ERIC MAUK: We've just been notified that the results of today's events have gone official, things can't go awry, and you are officially the 2004 champion.
Q. Have you ever been so dominant in an event in your life?
SEBASTIEN BOURDAIS: Yeah, in different series. Probably not here in Champ Car. I guess my first appearance in St. Petersburg in 2003 was very impressive, but we did not make it through. So, you know, when you don't put the win at the end of the weekend, it's not the same thing, I guess.
Q. Do you feel amazed to see that your six-second advantage over Bruno, are you surprised that six seconds remained?
SEBASTIEN BOURDAIS: You know, after that, I took it a bit easier really. I was trying to regroup myself and really keep my concentration. I don't know, it's really weird. I really rarely do mistakes like that, and I guess this time it's really a question of shade on the racetrack. When I went by the next lap, I had a good look at the racetrack, and actually there was a lot of shade gaining on the racetrack, and you could barely see the white line. I was really surprised I did that mistake, but I guess all that really counts is I recovered and I've been a lucky guy this weekend.
Q. How do you feel being supported by a person like Paul Newman?
SEBASTIEN BOURDAIS: He's a great guy, you know. First of all, he's a nice man, sure. But he's really an honest and humble guy. He's working really, really hard for charities and for kids. I think if every superstar was doing as much as he's been doing throughout his life, maybe the world would be a little bit better, for sure.

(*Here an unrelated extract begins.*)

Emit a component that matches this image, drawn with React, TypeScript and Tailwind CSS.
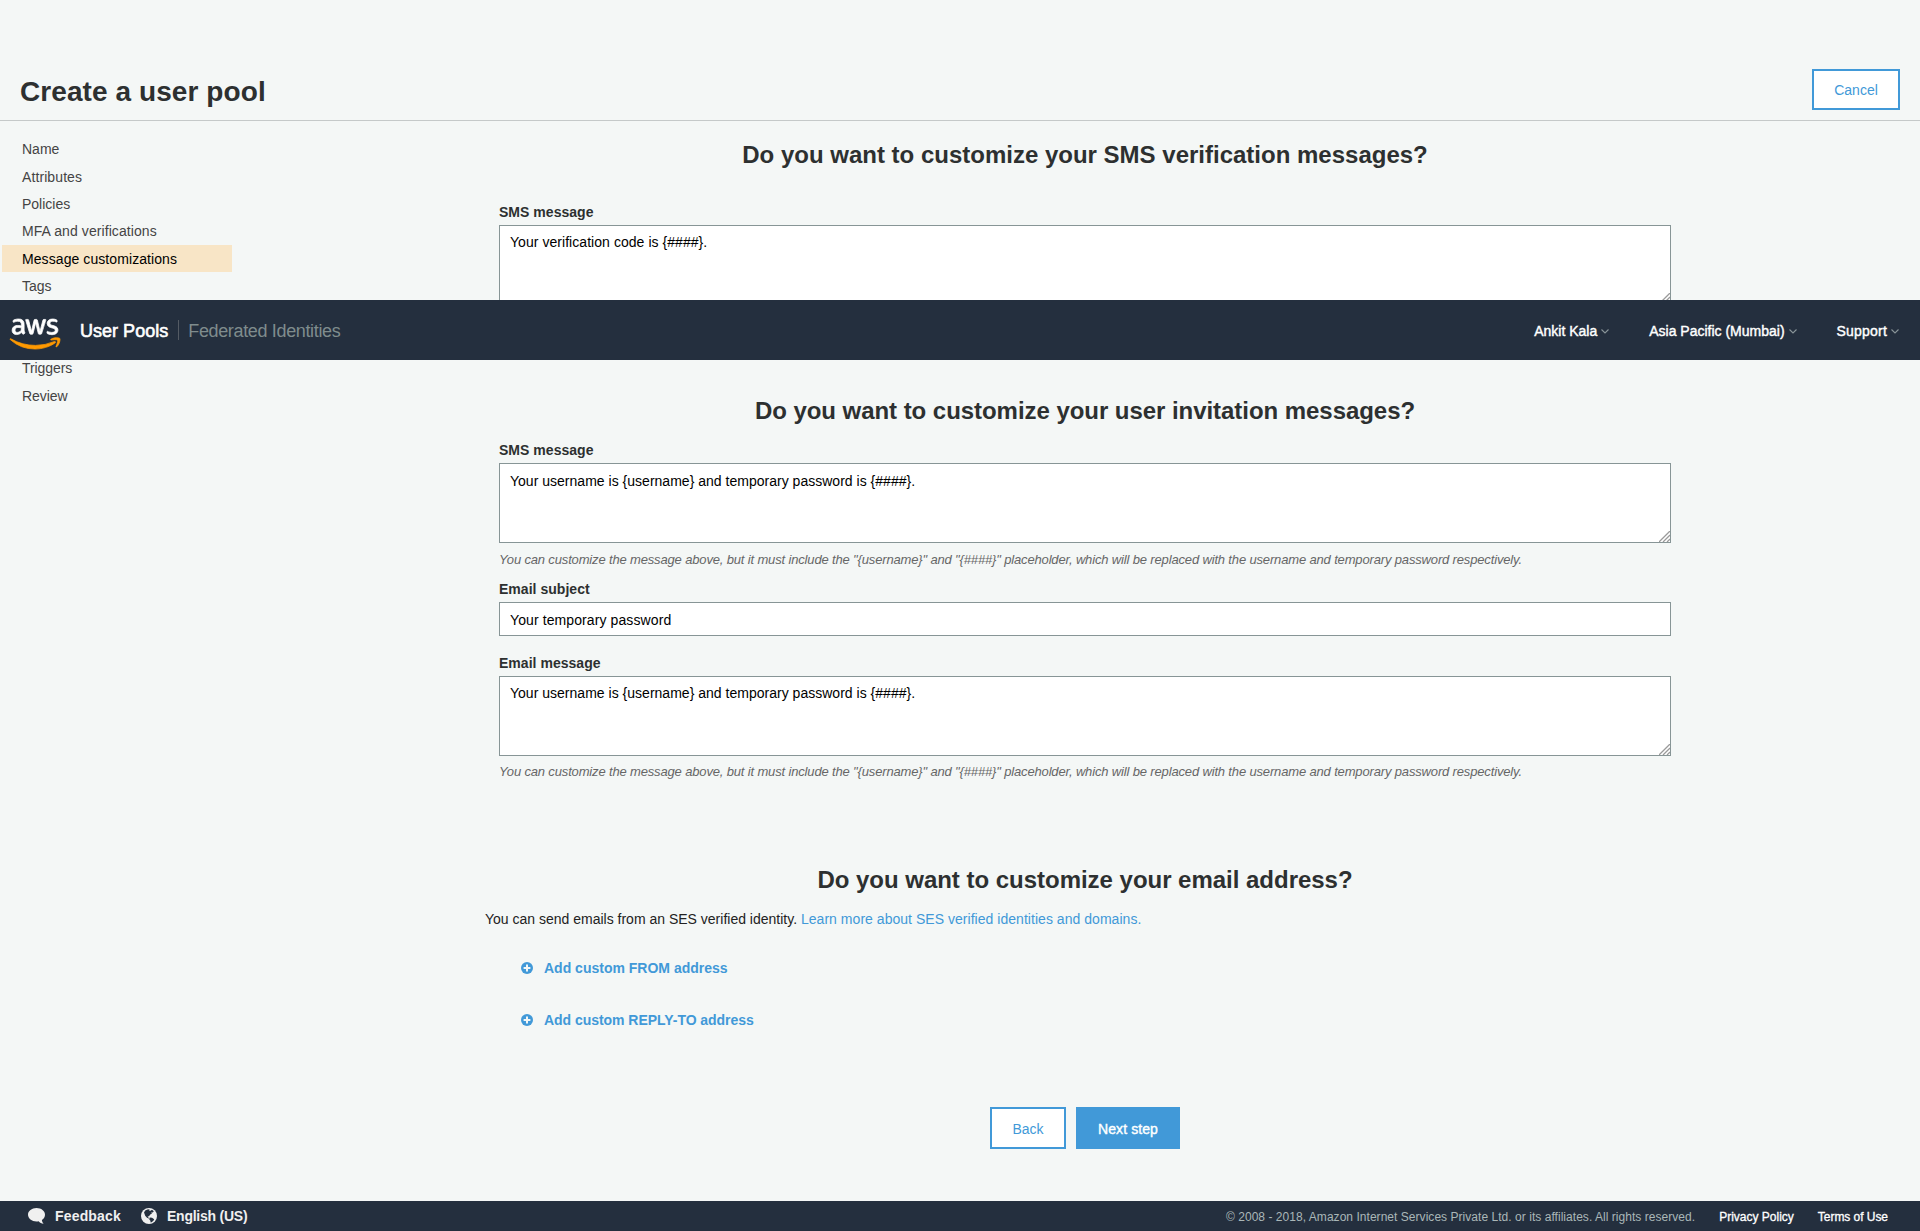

ERIC MAUK: For those of you who may not know, he's not a bad race car driver either. Next week, he's going to go run the pre-event for the Baha event.
SEBASTIEN BOURDAIS: 79 years old guy, not pretty bad, huh?
ERIC MAUK: Ladies and Gentlemen, that will conclude our press conference today. Again, congratulations to Sebastien Bourdais. Thank you all very much for your attendance this weekend.